When my dad would call me in early spring, I always knew what the message would be. He would say, “Is this my Robin? I saw my first robin bird today and thought of you.” I have not heard that message in 12 springs, but I can still remember the excitement in his voice and his eagerness to share the end of another long Northeast winter with me.
We had a complicated relationship, and while I knew he loved me deeply, the trauma of his childhood haunted him throughout all of the days of his life. He was focused on shielding our family from the tragedy that he lived beyond. It was an early September morning in 1949 when his entire family was murdered, along with 10 other neighbors. As honored as I am to be named for his beloved parents and grandmother, Rose and Maurice & Minnie Cohen, the gravity of their death and the thread of generational trauma lives in me. I worry that I have passed it down to my own daughters.
My dad was buried on the 60th anniversary of the event, having died from a stroke, precipitated by 60 years of holding in his grief and trauma. I vividly remember the neurologist looking down at the floor and saying, “your father has had a life-ending event.” A life-ending event, I struggled to comprehend his stark message. But my dad was so young, only 72, recently retired and enjoying his most treasured role, that of pop-pop.
I heard the message from the doctor giving the worst news, but my mind was reviewing my dad’s life. How do you have a life-ending event, when you are finally living your best life? I still wonder and grieve this COVID year that has robbed so many of us of our beloved family members, friends, and colleagues who have suffered over 530,000 life-ending events.
And still, the calendar changes, even in a COVID year and the robins’ return. I always think of my dad. My new tradition is to take a picture of my first sighting of robins in the spring and spend a few moments thinking of my dad and hoping he has found peace and relief. I will always be his Robin, even if he is not here to ask me.
I love the following article, first published in High Country News, HCN.org.
10 Life-Lessons from the American Robin:
Many famous fables feature the attributes of animals we may never see in person: the courage of the lion, the memory of the elephant, the teamwork of the wolf pack. But in truth, we need look no farther than our backyards to gain instruction from nature. Here are 10 valuable lessons I have learned from a species so familiar that we take it for granted, the American robin.
1. It’s good to be common
The American robin is one of the most common and widespread native birds in North America. Their large population gives robins great resilience in the face of ecological and climatic challenges.
Build the movement.
2. Adapt to where you are
Robins are found from steamy Southern swamps to the Alaskan tundra.

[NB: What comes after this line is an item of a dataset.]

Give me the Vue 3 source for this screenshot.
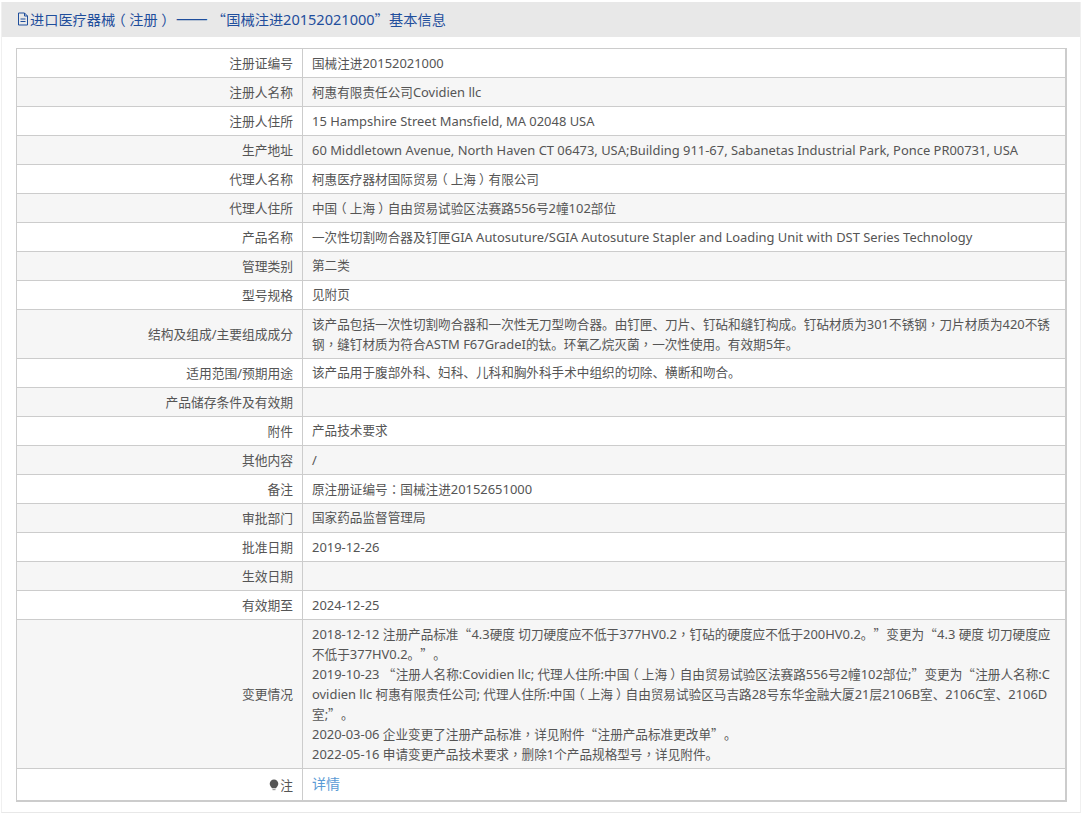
<template>
  <div class="page">
    <div class="panel">
      <div class="panel-head">
        <svg class="doc-icon" viewBox="0 0 12 14" width="12" height="14">
          <path d="M1.5 1h6l3 3v9h-9z M7.5 1v3h3 M3.5 7h5 M3.500 9.500h5" fill="none" stroke="currentColor" stroke-width="1" />
        </svg>
        <span class="head-text"><span v-for="(seg, n) in split(title)" :key="n" :class="seg.cls">{{ seg.text }}</span></span>
      </div>
      <div class="panel-body">
        <table class="info-table">
          <colgroup>
            <col class="col-label" />
            <col />
          </colgroup>
          <tbody>
            <tr v-for="(row, i) in rows" :key="i" :class="{ odd: i % 2 === 1 }">
              <td class="label">{{ row.label }}</td>
              <td class="value">
                <div v-for="(line, j) in row.lines" :key="j" class="line">
                  <span v-for="(seg, n) in split(line)" :key="n" :class="seg.cls">{{ seg.text }}</span>
                </div>
              </td>
            </tr>
            <tr class="last">
              <td class="label">
                <svg class="bulb" viewBox="0 0 10 12" width="10" height="12">
                  <path d="M5 .5a4.300 4.300 0 0 1 4.300 4.300c0 1.900-1.500 3-2.300 4.400H3C2.200 7.800.7 6.700.7 4.800A4.300 4.300 0 0 1 5 .5z" fill="#555" />
                  <rect x="3.500" y="10" width="3" height="1.200" fill="#999" />
                </svg>注
              </td>
              <td class="value"><a class="link" href="#">详情</a></td>
            </tr>
          </tbody>
        </table>
      </div>
    </div>
  </div>
</template>

<script setup>
const title = '进口医疗器械（注册） ——“国械注进20152021000”基本信息'

// 西文、引号、破折号、括号、居中标点分开设置字体
function split(text) {
  return text.split(/([\x20-\x7e]+|[“”]+|—+|[，：]+|[（）])/).filter(Boolean).map((part) => {
    let cls = ''
    if (/^[\x20-\x7e]+$/.test(part)) cls = 'latin'
    else if (/^[“”]+$/.test(part)) cls = 'wide'
    else if (/^—+$/.test(part)) cls = 'dash'
    else if (/^[，：]+$/.test(part)) cls = 'mid'
    else if (/^[（）]$/.test(part)) cls = 'paren'
    return { text: part, cls }
  })
}

// 表格内容
const rows = [
  { label: '注册证编号', lines: ['国械注进20152021000'] },
  { label: '注册人名称', lines: ['柯惠有限责任公司Covidien llc'] },
  { label: '注册人住所', lines: ['15 Hampshire Street Mansfield, MA 02048 USA'] },
  { label: '生产地址', lines: ['60 Middletown Avenue, North Haven CT 06473, USA;Building 911-67, Sabanetas Industrial Park, Ponce PR00731, USA'] },
  { label: '代理人名称', lines: ['柯惠医疗器材国际贸易（上海）有限公司'] },
  { label: '代理人住所', lines: ['中国（上海）自由贸易试验区法赛路556号2幢102部位'] },
  { label: '产品名称', lines: ['一次性切割吻合器及钉匣GIA Autosuture/SGIA Autosuture Stapler and Loading Unit with DST Series Technology'] },
  { label: '管理类别', lines: ['第二类'] },
  { label: '型号规格', lines: ['见附页'] },
  {
    label: '结构及组成/主要组成成分',
    lines: [
      '该产品包括一次性切割吻合器和一次性无刀型吻合器。由钉匣、刀片、钉砧和缝钉构成。钉砧材质为301不锈钢，刀片材质为420不锈',
      '钢，缝钉材质为符合ASTM F67GradeI的钛。环氧乙烷灭菌，一次性使用。有效期5年。'
    ]
  },
  { label: '适用范围/预期用途', lines: ['该产品用于腹部外科、妇科、儿科和胸外科手术中组织的切除、横断和吻合。'] },
  { label: '产品储存条件及有效期', lines: [''] },
  { label: '附件', lines: ['产品技术要求'] },
  { label: '其他内容', lines: ['/'] },
  { label: '备注', lines: ['原注册证编号：国械注进20152651000'] },
  { label: '审批部门', lines: ['国家药品监督管理局'] },
  { label: '批准日期', lines: ['2019-12-26'] },
  { label: '生效日期', lines: [''] },
  { label: '有效期至', lines: ['2024-12-25'] },
  {
    label: '变更情况',
    lines: [
      '2018-12-12 注册产品标准“4.3硬度 切刀硬度应不低于377HV0.2，钉砧的硬度应不低于200HV0.2。”变更为“4.3 硬度 切刀硬度应',
      '不低于377HV0.2。”。',
      '2019-10-23 “注册人名称:Covidien llc; 代理人住所:中国（上海）自由贸易试验区法赛路556号2幢102部位;”变更为“注册人名称:C',
      'ovidien llc 柯惠有限责任公司; 代理人住所:中国（上海）自由贸易试验区马吉路28号东华金融大厦21层2106B室、2106C室、2106D',
      '室;”。',
      '2020-03-06 企业变更了注册产品标准，详见附件“注册产品标准更改单”。',
      '2022-05-16 申请变更产品技术要求，删除1个产品规格型号，详见附件。'
    ]
  }
]
</script>

<style scoped>
.page {
  font-family: "Noto Sans", "Noto Sans CJK SC", sans-serif;
  font-size: 12.62px;
  color: #555;
  text-spacing-trim: space-all;
}

.latin {
  font-size: 1.025em;
}

.wide {
  font-family: "Noto Sans CJK SC", sans-serif;
  margin-right: 0.3px;
}

.dash {
  font-family: "Noto Sans CJK SC", sans-serif;
  font-size: 1.35em;
  line-height: 1px;
  margin-right: 4px;
}

.mid {
  font-family: "Noto Sans CJK TC", sans-serif;
}

/* 括号取半宽字形，左右各留四分之一字宽，看起来居中 */
.paren {
  font-family: "Noto Sans CJK SC", sans-serif;
  font-feature-settings: "halt";
  margin: 0 0.25em;
}

.panel {
  margin: 2px 0 0 1px;
  width: 1080px;
  height: 811px;
  border-bottom: 1px solid #e8e8e8;
  border-left: 1px solid #f0f0f0;
  border-right: 1px solid #f0f0f0;
  box-sizing: border-box;
}

.panel-head {
  display: flex;
  align-items: center;
  box-sizing: border-box;
  height: 35px;
  padding-left: 15px;
  padding-bottom: 2px;
  background: #e8e8e8;
  color: #1f4e9c;
  font-size: 14.2px;
}

.head-text {
  line-height: 20px;
  height: 20px;
}

.doc-icon {
  flex: none;
  margin-right: 1px;
}

.panel-body {
  padding: 11px 14px 0 14px;
}

.info-table {
  width: 1051px;
  border-collapse: collapse;
  table-layout: fixed;
  border-bottom: 2px solid #ccc;
  border-right: 2px solid #ccc;
}

.col-label {
  width: 286px;
}

.info-table td {
  border: 1px solid #ccc;
  padding: 4px 9px;
  line-height: 20px;
}

.info-table .label {
  text-align: right;
  font-size: 12.75px;
}

.info-table .value {
  white-space: nowrap;
}

.line {
  height: 20px;
}

.odd td {
  background: #f6f6f6;
}

.last td {
  padding-top: 5px;
  padding-bottom: 5px;
}

.bulb {
  vertical-align: -1px;
  margin-right: 1px;
}

.link {
  color: #5b9bd5;
  text-decoration: none;
  font-size: 14px;
}
</style>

Their remarkable ability to adapt to local conditions and resources is the secret of their success.
Tailor your message and manner to local conditions.
3. And also have one special skill
For all their adaptability, robins also have a unique and specialized skill: their earthworm-hunting behavior, which opens up a rich resource few other birds exploit.
Know your special talent and make the most of it.
4. Figure out how to take advantage of the dominant paradigm
Robins thrive in part because of their ability to make the most of human environments, nesting in our backyards and foraging on our lawns.
Don’t be afraid to make alliances and to engage with mass media.
5. Be alert for phonies
Robins are among the few birds able to detect and toss out the eggs of the parasitic brown-headed cowbird, thus protecting their nests from invaders.
Welcome only those who truly share your values.
6. Know when to move on
Throughout their wide range, robins exhibit facultative migration – that is, they adjust their winter residency to specific conditions. In a cold winter, they head south; if the next year is mild, they may remain resident all year.
Know when to stage a tactical retreat, in order to win another time.
7. Encourage the young
Robins often produce two broods of offspring per year. That gives them a huge advantage over less-fecund species.
There’s no substitute for the energy and idealism of the young when building a movement.
8. Be confident
Robins are often described as “bold,” “confident,” and “confiding,” in contrast to related birds like the shy varied thrush. There is no doubt that the outgoing behavior of robins has contributed greatly to their success.
Believe in your cause whole-heartedly, and others will, too.
9. Be friendly
In addition to their boldness, robins appeal to us because they’re friendly – even if they’re keeping us company in the garden simply in order to snatch up earthworms.
A friendly, positive approach will gain many more listeners than one wrapped in doom and gloom.
For many of us, the rich warbling song of the robin announces the arrival of spring, lifting our spirits after the hard winter. Isn’t a beautiful message what we all want to hear?